Focus on Fit, Not Just Curb Appeal
The strongest waterfront purchase is the one where the lifestyle and the logistics actually line up. Boat route, bridge timing, flood exposure, dock condition, insurance, and association rules all need to work together.
When one of those pieces is overlooked, the cost and complexity of ownership can outweigh the appeal of the setting. When they do work together, waterfront living in North Palm Beach can be every bit as rewarding as buyers hope.
If you want guidance that blends local waterfront insight with careful transaction management, Megan Hamilton offers a polished, hands-on approach designed to help you evaluate each detail with confidence.
FAQs
What should you verify before buying a waterfront home in North Palm Beach?
- You should verify the boat route to the inlet, bridge clearances and schedules, flood and evacuation zone status, dock and seawall condition, permit history, and any association rules that affect slips, lifts, or boat use.
How do bridge schedules affect a North Palm Beach waterfront purchase?
- Bridge schedules can affect when and how easily you can reach the inlet, especially if your boat has height limitations or you plan to use it at specific times of day.

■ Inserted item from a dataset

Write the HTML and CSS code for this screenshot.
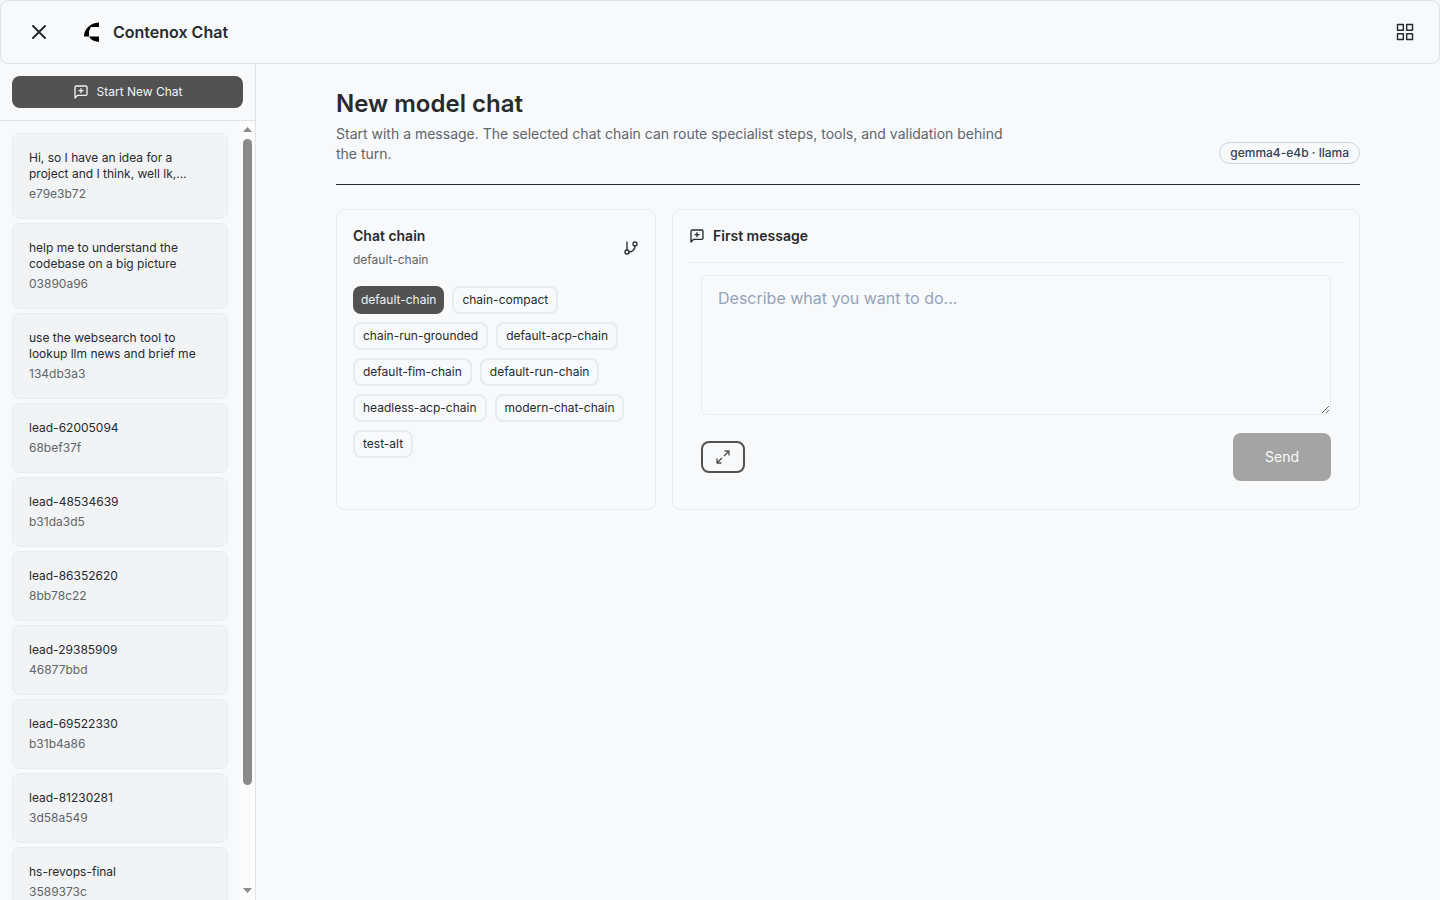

Do standard home inspections cover docks and seawalls in Florida?
- No. Florida’s standard home-inspection requirements do not require inspectors to evaluate docks, seawalls, break-walls, boat lifts, or pools, so separate specialist inspections are often appropriate.
Why do flood zones matter when buying waterfront in North Palm Beach?
- Flood zones can affect insurance requirements, ownership costs, and risk planning, and North Palm Beach has noted map changes that may move some properties into AE zones.
What should you review in a condo or HOA waterfront purchase in North Palm Beach?
- You should review governing documents, rules, budgets, minutes, and any dock or slip addenda to confirm whether the slip is deeded, leased, or assigned and whether there are limits on lifts, boat size, use, or alterations.